--- START ---

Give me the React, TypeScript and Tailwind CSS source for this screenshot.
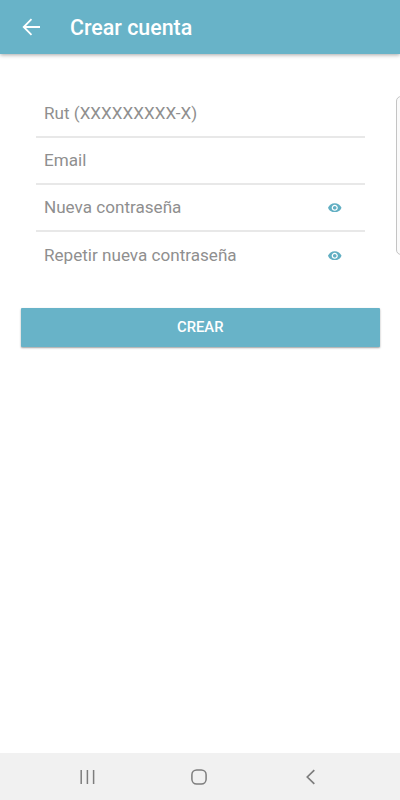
import React from "react";

function EyeIcon() {
  return (
    <svg viewBox="1 4.5 22 15" className="h-[9.5px] w-[13.5px] shrink-0 fill-[#62afc3]" aria-hidden="true">
      <path d="M12 4.5C7 4.5 2.73 7.61 1 12c1.73 4.39 6 7.5 11 7.5s9.27-3.11 11-7.5c-1.73-4.39-6-7.5-11-7.5zM12 17c-2.76 0-5-2.24-5-5s2.24-5 5-5 5 2.24 5 5-2.24 5-5 5zm0-8c-1.66 0-3 1.34-3 3s1.34 3 3 3 3-1.34 3-3-1.34-3-3-3z" />
    </svg>
  );
}

type FieldProps = { label: string; secret?: boolean; last?: boolean };

function Field({ label, secret, last }: FieldProps) {
  return (
    <div
      className={`flex h-[47.2px] items-center justify-between pr-[23.5px] pl-2 ${
        last ? "pb-px" : "border-b-2 border-[#e8e8e8]"
      }`}
    >
      <span className={`text-[17.1px] leading-5 whitespace-nowrap text-[#8f8f8f] ${secret ? "mb-px" : ""}`}>
        {label}
      </span>
      {secret && <EyeIcon />}
    </div>
  );
}

export default function App() {
  return (
    <div className="relative flex h-[800px] w-[400px] flex-col overflow-hidden bg-white font-['Roboto',sans-serif]">
      <header className="flex h-[54px] shrink-0 items-center bg-[#68b3c8] pl-[22px] text-white shadow-[0_1px_4px_rgba(0,0,0,0.35)]">
        <svg viewBox="0 0 18 18" className="h-[18px] w-[18px]" fill="none" stroke="currentColor" strokeWidth="1.8" aria-hidden="true">
          <path d="M18 9H2M9.5 1.2 1.7 9l7.8 7.8" />
        </svg>
        <h1 className="mt-px ml-[30px] text-[21.4px] leading-6 font-medium">Crear cuenta</h1>
      </header>

      <main className="grow pt-[36.6px]">
        <form className="mr-[35px] ml-9">
          <Field label="Rut (XXXXXXXXX-X)" />
          <Field label="Email" />
          <Field label="Nueva contraseña" secret />
          <Field label="Repetir nueva contraseña" secret last />
        </form>
        <button
          type="button"
          className="mt-[28.6px] ml-[20.5px] flex h-[39px] w-[359.5px] items-center justify-center rounded-[1px] bg-[#68b3c8] text-[14.8px] font-medium text-white shadow-[0_1px_2px_rgba(0,0,0,0.38)]"
        >
          CREAR
        </button>
      </main>

      <div className="absolute top-[96px] left-[396px] h-[159px] w-3 rounded-[5px] border border-[#c4c4c4] bg-[#fafafa]" />

      <nav className="flex h-[47px] shrink-0 items-center bg-[#f1f1f1] pl-20">
        <svg viewBox="0 0 15 16" className="h-4 w-[15px]" stroke="#7d7d7d" strokeWidth="1.5" aria-hidden="true">
          <path d="M1.2 1v14M7.4 1v14M13.6 1v14" />
        </svg>
        <svg viewBox="0 0 16 16" className="ml-24 h-4 w-4" fill="none" stroke="#7d7d7d" strokeWidth="1.5" aria-hidden="true">
          <rect x="0.9" y="0.9" width="14.2" height="14.2" rx="4.8" />
        </svg>
        <svg viewBox="0 0 9 16" className="ml-[99px] h-4 w-[9px]" fill="none" stroke="#7d7d7d" strokeWidth="1.7" aria-hidden="true">
          <path d="M8.3 1.2 1.3 8l7 6.8" />
        </svg>
      </nav>
    </div>
  );
}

--- END ---

• [TASK REQUIREMENTS] Up to and including the line containing "import React from", repeat every line from the start of the data, but none of the pictures.

• [EXPECTED ANSWER]
Give me the React, TypeScript and Tailwind CSS source for this screenshot.
import React from "react";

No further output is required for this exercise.